HC Deb 22 March 1944 vol 398 cc828-30
4. Mr. G. Strauss

asked the Secretary of State for Foreign Affairs whether His Majesty's Government were consulted before the Soviet and Italian Governments agreed to establish formal diplomatic relations by exchanging ambassadors; and whether His Majesty's Government propose taking similar steps.

7. Mr. Ivor Thomas

asked the Secretary of State for Foreign Affairs what communications have passed between His Majesty's Government and the Italian Government relative to an exchange of diplomatic representatives; and will he make a statement on the matter.

Mr. Eden

No communications have passed between His Majesty's Government in the United Kingdom and the Italian Government regarding an exchange of diplomatic representatives between this country and Italy.

His Majesty's Government do not intend to alter the existing position under which relations between this country and the Italian Government are conducted through the medium of the Allied Control Commission set up under the terms of the Armistice with Italy.

His Majesty's Government are in communication with the Soviet Government regarding the exchange of representatives between that Government and the Italian Government as to which they were not consulted beforehand and I have no further statement to make on this matter at the present time.

Sir Alfred Beit

Can my right hon.
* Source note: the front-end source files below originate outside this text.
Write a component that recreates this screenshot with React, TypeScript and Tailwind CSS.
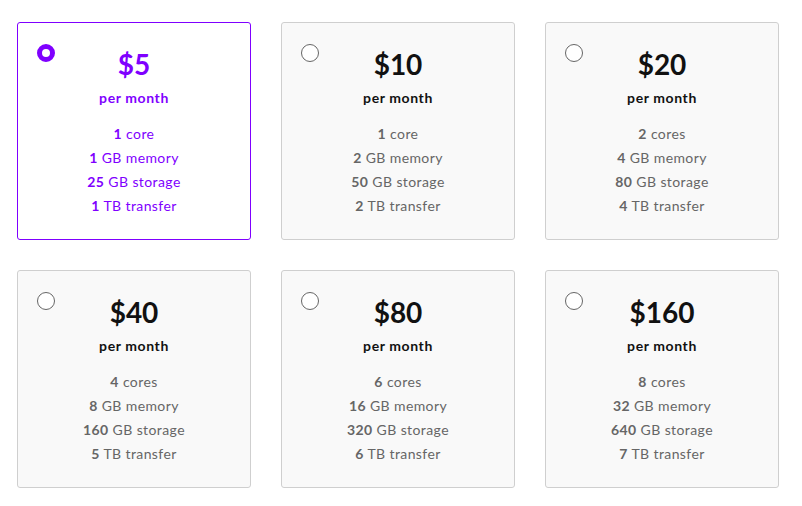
import { useState } from "react";

// Plan picker — six fixed tiers, one selected at a time.

type Plan = {
  price: number;
  cores: number;
  memory: number;
  storage: number;
  transfer: number;
};

const plans: Plan[] = [
  { price: 5, cores: 1, memory: 1, storage: 25, transfer: 1 },
  { price: 10, cores: 1, memory: 2, storage: 50, transfer: 2 },
  { price: 20, cores: 2, memory: 4, storage: 80, transfer: 4 },
  { price: 40, cores: 4, memory: 8, storage: 160, transfer: 5 },
  { price: 80, cores: 6, memory: 16, storage: 320, transfer: 6 },
  { price: 160, cores: 8, memory: 32, storage: 640, transfer: 7 },
];

export default function App() {
  const [selected, setSelected] = useState(5);

  return (
    <div
      className="bg-white min-h-[506px] pl-[17px] pt-[22px]"
      style={{ fontFamily: "Lato, 'Noto Sans', sans-serif" }}
    >
      <div className="grid grid-cols-[repeat(3,234px)] gap-[30px]" role="radiogroup">
        {plans.map((p) => (
          <PlanCard
            key={p.price}
            plan={p}
            active={selected === p.price}
            onSelect={() => setSelected(p.price)}
          />
        ))}
      </div>
    </div>
  );
}

function PlanCard({
  plan,
  active,
  onSelect,
}: {
  plan: Plan;
  active: boolean;
  onSelect: () => void;
}) {
  const specs: [number, string][] = [
    [plan.cores, plan.cores === 1 ? "core" : "cores"],
    [plan.memory, "GB memory"],
    [plan.storage, "GB storage"],
    [plan.transfer, "TB transfer"],
  ];

  return (
    <div
      role="radio"
      aria-checked={active}
      onClick={onSelect}
      className={
        "relative h-[218px] cursor-pointer rounded-[3px] border text-center pt-[23px] " +
        (active
          ? "border-[#7f00ff] bg-white text-[#7f00ff]"
          : "border-[#cfcfcf] bg-[#f9f9f9] text-[#111]")
      }
    >
      <span
        className={
          "absolute left-[19px] top-[21px] h-[18px] w-[18px] rounded-full " +
          (active
            ? "border-[5px] border-[#7f00ff] bg-white"
            : "border border-[#666] bg-white")
        }
      />
      <div className="text-[28px] leading-[36px] font-bold">${plan.price}</div>
      <div className="mt-[6px] text-[14px] leading-[20px] font-bold tracking-[0.6px]">
        per month
      </div>
      <ul
        className={
          "mt-[14px] text-[14px] leading-[24px] tracking-[0.4px] " +
          (active ? "text-[#7f00ff]" : "text-[#666]")
        }
      >
        {specs.map(([n, label]) => (
          <li key={label}>
            <span className="font-bold">{n}</span> {label}
          </li>
        ))}
      </ul>
    </div>
  );
}
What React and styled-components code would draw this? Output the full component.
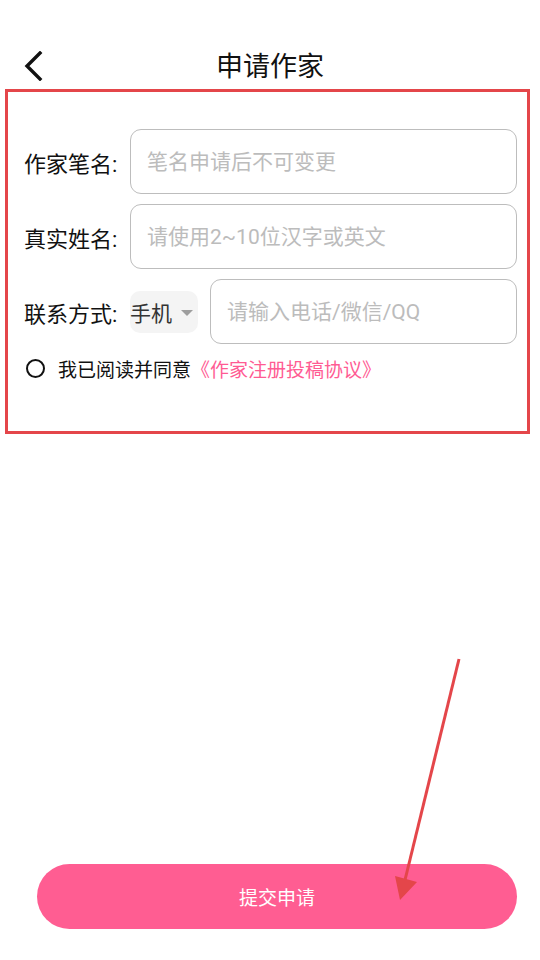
import React from "react";
import styled, { createGlobalStyle } from "styled-components";

const Global = createGlobalStyle`
  html, body { margin: 0; padding: 0; background: #fff; }
  body { font-family: Roboto, "Noto Sans CJK SC", "Noto Sans", sans-serif; color: #111; }
  * { box-sizing: border-box; }
`;

const Page = styled.div`
  position: relative;
  width: 540px;
  min-height: 960px;
  display: flex;
  flex-direction: column;
  padding-bottom: 31px;
`;

const Header = styled.header`
  position: relative;
  height: 89px;
  padding-top: 46px;
  display: flex;
  justify-content: center;
`;

const BackButton = styled.button`
  position: absolute;
  left: 18px;
  top: 46px;
  width: 32px;
  height: 40px;
  padding: 0;
  border: none;
  background: none;
  display: flex;
  align-items: center;
  justify-content: center;
`;

const Title = styled.h1`
  margin: 0;
  font-size: 27px;
  font-weight: 400;
  line-height: 42px;
  color: #111;
`;

const Annotated = styled.section`
  margin: 0 10px 0 5px;
  height: 345px;
  border: 3px solid #e4464a;
  padding: 37px 10px 0 16px;
  display: flex;
  flex-direction: column;
  gap: 10px;
`;

const Row = styled.div`
  display: flex;
  align-items: center;
  height: 65px;
`;

const Label = styled.label`
  width: 106px;
  flex: none;
  font-size: 22px;
  color: #111;
  white-space: nowrap;
`;

const Field = styled.input`
  flex: 1;
  min-width: 0;
  height: 65px;
  border: 1px solid #bdbdbd;
  border-radius: 11px;
  padding: 0 0 0 16px;
  font-family: inherit;
  font-size: 21px;
  color: #333;
  outline: none;
  background: #fff;
  &::placeholder { color: #bcbcbc; }
`;

const Select = styled.div`
  flex: none;
  width: 68px;
  height: 42px;
  margin-right: 12px;
  border-radius: 10px;
  background: #f4f4f4;
  display: flex;
  align-items: center;
  gap: 9px;
  font-size: 21px;
  color: #333;
`;

const Caret = styled.span`
  width: 0;
  height: 0;
  border-left: 6px solid transparent;
  border-right: 6px solid transparent;
  border-top: 6px solid #9e9e9e;
  margin-top: 2px;
`;

const Agree = styled.div`
  display: flex;
  align-items: center;
  margin-top: 2px;
  height: 24px;
  font-size: 19px;
  color: #111;
`;

const Radio = styled.span`
  width: 19px;
  height: 19px;
  border: 2px solid #111;
  border-radius: 50%;
  margin: 0 13px 0 2px;
  flex: none;
`;

const Link = styled.span`
  color: #ff5b93;
`;

const Submit = styled.button`
  margin: auto 23px 0 37px;
  height: 65px;
  border: none;
  border-radius: 33px;
  background: #ff5d92;
  color: #fff;
  font-family: inherit;
  font-size: 19px;
`;

const Overlay = styled.svg`
  position: absolute;
  left: 0;
  top: 0;
  pointer-events: none;
`;

export default function App() {
  return (
    <Page>
      <Global />
      <Header>
        <BackButton aria-label="返回">
          <svg width="20" height="30" viewBox="0 0 20 30">
            <path d="M16 2 L3 15 L16 28" fill="none" stroke="#111" strokeWidth="3.4" strokeLinecap="square" />
          </svg>
        </BackButton>
        <Title>申请作家</Title>
      </Header>
      <Annotated>
        <Row>
          <Label>作家笔名:</Label>
          <Field placeholder="笔名申请后不可变更" />
        </Row>
        <Row>
          <Label>真实姓名:</Label>
          <Field placeholder="请使用2~10位汉字或英文" />
        </Row>
        <Row>
          <Label>联系方式:</Label>
          <Select>
            手机
            <Caret />
          </Select>
          <Field placeholder="请输入电话/微信/QQ" />
        </Row>
        <Agree>
          <Radio />
          我已阅读并同意<Link>《作家注册投稿协议》</Link>
        </Agree>
      </Annotated>
      <Submit>提交申请</Submit>
      <Overlay width="540" height="960" viewBox="0 0 540 960">
        <line x1="459" y1="659" x2="405" y2="880" stroke="#e4464a" strokeWidth="3" />
        <polygon points="395,876 417,882 400,900" fill="#e4464a" />
      </Overlay>
    </Page>
  );
}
Friend say whether the Italian democratic parties staged a meeting of protest, as they did after the very moderate speech of the Prime Minister?

Mr. Eden

I am afraid I have no information.

Commander Sir Archibald Southby

Are we not rather apt to forget how short a time ago it is since the Italians were killing our men?

Mr. Lipson

Can the right hon. Gentleman say whether the decision he has just announced was made after consultation with the Government of the United States of America?

Mr. Eden

Yes, certainly; my hon. Friend will observe that Mr. Hull used language very similar to that which I have just used.

Mr. Ivor Thomas

Before representatives are exchanged, will the decision be taken in the light of the first point of the Moscow Declaration on Italy, that it is essential that the Italian Government should be made more democratic by the introduction of representatives of those sections of the Italian people who have always opposed Fascism?

Mr. Eden

Perhaps the hon. Gentleman will argue that out with the Soviet Government.

12. Mr. Cocks

asked the Secretary of State for Foreign Affairs whether the Soviet Government was associated with the provisional agreement between Great Britain and the U.S.A. to take a new view of the future government of Italy after the occupation of Rome?

Mr. Eden

The Italian campaign is a combined Anglo-American operation, and for this reason the British and United States Governments were alone parties to the provisional agreement mentioned by the Prime Minister in his statement of 22nd February. The Soviet Government are, of course, represented on the Advisory Council for Italy, and they have not expressed any dissent from the course of action agreed upon, either to His Majesty's Government or to the Council.

Mr. Cocks

Would not affairs be likely to go more smoothly if the Soviet Union were associated with this provisional agreement between Great Britain and the United States of America?

Mr. Eden

I really do not think that is justified. The actual operations which have taken place in Italy are military operations with which our Government and the United States Government are, in particular, concerned. The Soviet Government are fully represented on the Advisory Council where they can state what views they like. If the hon. Member is suggesting that this action in some way did not concur with the views of the Soviet Government, he has only to remember the action they have taken in recognising the Badoglio Government.

Mr. Cocks

Is the right hon. Gentleman not aware that the action he mentions took place after this agreement between ourselves and America about Rome? It was not a military agreement at all.

Mr. Eden

If there is any complaint at all, I think the hon. Member could leave it to the Soviet Government to make. I can say that immense pains have been taken by His Majesty's Government, and the American Government, to consult them at every stage of this Italian business.

Mr. Ivor Thomas

Is my right hon. Friend aware that on 15th October Marshal Badoglio undertook to resign when the Allies took over? Will he be held to that?

Mr. Eden

That seems to be rather a different question.

Mr. G. Strauss

In this connection, will the right hon. Gentleman hear in mind that whereas the Italian Government stated a few months ago that they would retain power until Rome was captured, they are now saying that they should retain power until the end of the war?